What is required: Check each line for the string "index", then give only how many lines have it.

Data segment:
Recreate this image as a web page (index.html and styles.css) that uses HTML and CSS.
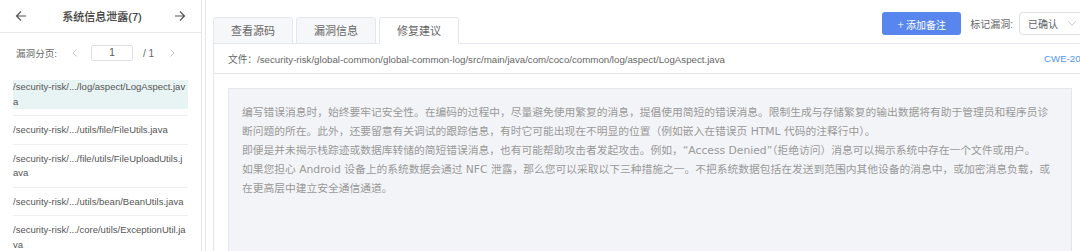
FILE: index.html
```html
<!DOCTYPE html>
<html lang="zh-CN">
<head>
<meta charset="utf-8">
<title>系统信息泄露</title>
<link rel="stylesheet" href="styles.css">
</head>
<body>
<div class="page">
  <aside class="side">
    <div class="side-head">
      <svg class="arrow" width="12" height="12" viewBox="0 0 12 12"><path d="M11 6H1.5M6 1.5L1.5 6L6 10.5" fill="none" stroke="#555" stroke-width="1.2"/></svg>
      <span class="side-title">系统信息泄露(7)</span>
      <svg class="arrow" width="12" height="12" viewBox="0 0 12 12"><path d="M1 6h9.5M6 1.5L10.5 6L6 10.5" fill="none" stroke="#555" stroke-width="1.2"/></svg>
    </div>
    <div class="pager">
      <span class="pager-label">漏洞分页:</span>
      <svg class="pager-btn prev" width="5" height="8" viewBox="0 0 5 8"><path d="M4.5 0.5L1 4L4.5 7.5" fill="none" stroke="#c8cbd0" stroke-width="1"/></svg>
      <span class="pager-input">1</span>
      <span class="pager-total">/ 1</span>
      <svg class="pager-btn next" width="5" height="8" viewBox="0 0 5 8"><path d="M0.5 0.5L4 4L0.5 7.5" fill="none" stroke="#c8cbd0" stroke-width="1"/></svg>
    </div>
    <ul class="file-list">
      <li class="file-item"><div class="file-name active">/security-risk/.../log/aspect/LogAspect.jav<br>a</div></li>
      <li class="file-item"><div class="file-name">/security-risk/.../utils/file/FileUtils.java</div></li>
      <li class="file-item"><div class="file-name">/security-risk/.../file/utils/FileUploadUtils.j<br>ava</div></li>
      <li class="file-item"><div class="file-name">/security-risk/.../utils/bean/BeanUtils.java</div></li>
      <li class="file-item"><div class="file-name">/security-risk/.../core/utils/ExceptionUtil.ja<br>va</div></li>
    </ul>
  </aside>
  <main class="main">
    <div class="main-head">
      <div class="tabs">
        <div class="tab">查看源码</div>
        <div class="tab">漏洞信息</div>
        <div class="tab active">修复建议</div>
      </div>
      <div class="actions">
        <button class="btn-primary"><span class="plus">+</span> 添加备注</button>
        <span class="mark-label">标记漏洞:</span>
        <div class="select">
          <span>已确认</span>
          <svg width="8" height="5" viewBox="0 0 8 5"><path d="M0.5 0.5L4 4.3L7.5 0.5" fill="none" stroke="#c0c4cc" stroke-width="1"/></svg>
        </div>
      </div>
    </div>
    <div class="card">
      <div class="file-bar">
        <span class="file-path">文件：/security-risk/global-common/global-common-log/src/main/java/com/coco/common/log/aspect/LogAspect.java</span>
        <span class="cwe">CWE-200</span>
      </div>
      <div class="advice">
        <p>编写错误消息时，始终要牢记安全性。在编码的过程中，尽量避免使用繁复的消息，提倡使用简短的错误消息。限制生成与存储繁复的输出数据将有助于管理员和程序员诊<br>断问题的所在。此外，还要留意有关调试的跟踪信息，有时它可能出现在不明显的位置（例如嵌入在错误页 HTML 代码的注释行中）。</p>
        <p>即便是并未揭示栈踪迹或数据库转储的简短错误消息，也有可能帮助攻击者发起攻击。例如，“Access Denied”（拒绝访问）消息可以揭示系统中存在一个文件或用户。</p>
        <p>如果您担心 Android 设备上的系统数据会通过 NFC 泄露，那么您可以采取以下三种措施之一。不把系统数据包括在发送到范围内其他设备的消息中，或加密消息负载，或<br>在更高层中建立安全通信通道。</p>
      </div>
    </div>
  </main>
</div>
</body>
</html>
```

FILE: styles.css
```css
* { box-sizing: border-box; }
html, body {
  margin: 0;
  padding: 0;
  background: #fff;
  overflow: hidden;
}
body {
  font-family: "Liberation Sans", "Noto Sans CJK SC", sans-serif;
  color: #555;
}
.page {
  display: flex;
  width: 1100px;
  height: 251px;
  gap: 3px;
}
.side {
  width: 202px;
  flex: none;
  border-right: 1px solid #e6e8eb;
}
.side-head {
  height: 33px;
  border-bottom: 1px solid #e6e8eb;
  display: flex;
  align-items: center;
  justify-content: space-between;
  padding: 0 15px;
}
.arrow { display: block; }
.side-title {
  font-size: 11px;
  color: #333;
  padding-left: 3px;
  -webkit-text-stroke: 0.2px #333;
}
.pager {
  display: flex;
  align-items: center;
  height: 40px;
  padding: 0 0 0 16px;
  font-size: 9.6px;
  color: #666;
}
.pager-label { white-space: nowrap; }
.pager-btn.prev { margin-left: 15px; }
.pager-input {
  margin-left: 14px;
  width: 42px;
  height: 16px;
  border: 1px solid #dcdfe6;
  border-radius: 2px;
  text-align: center;
  line-height: 14px;
  font-size: 10px;
  color: #555;
}
.pager-total { margin-left: 10px; font-size: 10px; color: #666; }
.pager-btn.next { margin-left: 16px; }
.file-list {
  list-style: none;
  margin: 0;
  padding: 0 13px;
}
.file-item {
  padding: 7px 0 6px;
  border-bottom: 1px solid #eceef1;
}
.file-name {
  font-size: 9.5px;
  line-height: 14.5px;
  color: #555;
  white-space: nowrap;
}
.file-name.active { background: #e8f3f3; }
.main {
  flex: 1;
  border-left: 1px solid #e6e8eb;
  padding: 0 13px 0 7px;
}
.main-head {
  height: 43px;
  display: flex;
  justify-content: space-between;
  align-items: flex-start;
}
.tabs {
  display: flex;
  gap: 3px;
  margin-top: 17px;
  position: relative;
  z-index: 1;
}
.tab {
  width: 80px;
  height: 27px;
  border: 1px solid #e4e7ed;
  border-radius: 3px 3px 0 0;
  background: #f6f7f9;
  font-family: "Noto Sans CJK SC", sans-serif;
  font-size: 11px;
  color: #666;
  text-align: center;
  line-height: 25px;
}
.tab.active {
  background: #fff;
  border-bottom-color: #fff;
}
.actions {
  display: flex;
  align-items: center;
  margin-top: 12px;
}
.btn-primary {
  width: 79px;
  height: 23px;
  border: none;
  border-radius: 3px;
  background: #5886ee;
  color: #fff;
  font-family: "Noto Sans CJK SC", sans-serif;
  font-size: 10px;
  padding: 0;
}
.plus { font-size: 12px; font-weight: 300; }
.mark-label {
  margin-left: 9px;
  font-size: 10px;
  color: #666;
}
.select {
  margin-left: 6px;
  width: 68px;
  height: 23px;
  border: 1px solid #dcdfe6;
  border-radius: 4px;
  display: flex;
  align-items: center;
  justify-content: space-between;
  padding: 0 10px 0 8px;
  font-size: 10px;
  color: #606266;
}
.card {
  border: 1px solid #e4e7ed;
  padding: 0 14px;
}
.file-bar {
  height: 30px;
  display: flex;
  align-items: center;
  justify-content: space-between;
  border-bottom: 1px solid #e4e7ed;
  margin: 0 -14px;
  padding: 0 0 0 14px;
  font-size: 9.7px;
}
.file-path { color: #666; }
.cwe { color: #4f96f6; }
.advice {
  margin-top: 14px;
  height: 200px;
  background: #f3f4f7;
  border: 1px solid #e4e7ed;
  padding: 14px 10px 0 13px;
  font-family: "DejaVu Sans", "Noto Sans CJK SC", sans-serif;
  font-size: 10.75px;
  line-height: 19px;
  color: #999;
}
.advice p { margin: 0; }
```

Completed exercise: 3